`social_security` stored input contradicts its four components for ~2k records (decomposition gap)

## Summary

`social_security` is shipped as a **stored input** in `populace_us_2024.h5`, but it disagrees with the sum of its four components (`social_security_retirement` / `_disability` / `_survivors` / `_dependents`) for **2,019 / 160,858 person records (1.255%)**. In policyengine-us `social_security` is an `adds` variable (defined as the sum of those four components), so shipping the aggregate as a stored input that contradicts the components is internally inconsistent.

## Pattern

Almost all mismatches are records where the stored total is **positive but all four components are $0** — the total was imputed/assigned but never decomposed.
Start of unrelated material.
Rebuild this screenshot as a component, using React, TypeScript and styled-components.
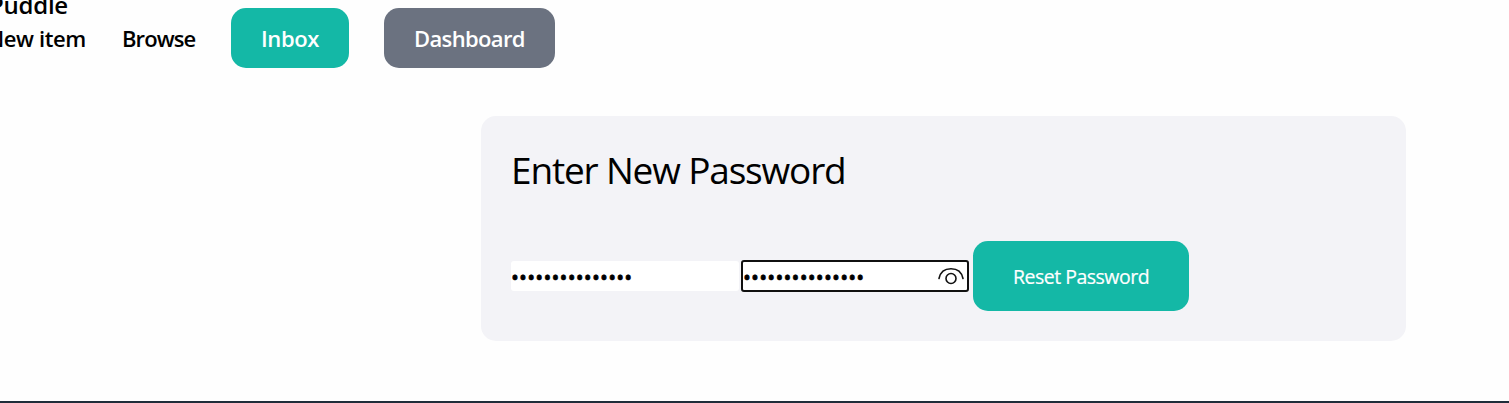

Worst case: stored **$121,655**, all four components **$0**.

## Materiality (low)

Weighted, this is **negligible**:
- Affected records carry **4,852 of 337,861,201 household weight ≈ 0.0014%** of population (80% have weight < 0.01).
- Weighted Social Security gap: **≈ $0.3B = 0.02%** of total benefits.
- Concentrated in near-zero-weight, high-income tail records (median age 59 — not all retirement-age).
- A handful have moderate weight (up to ~865), e.g. an age-40 record with $64,235 of undecomposed SS.

So it does not move weighted aggregates. Filing as **low-priority correctness/hygiene**, not a numbers bug.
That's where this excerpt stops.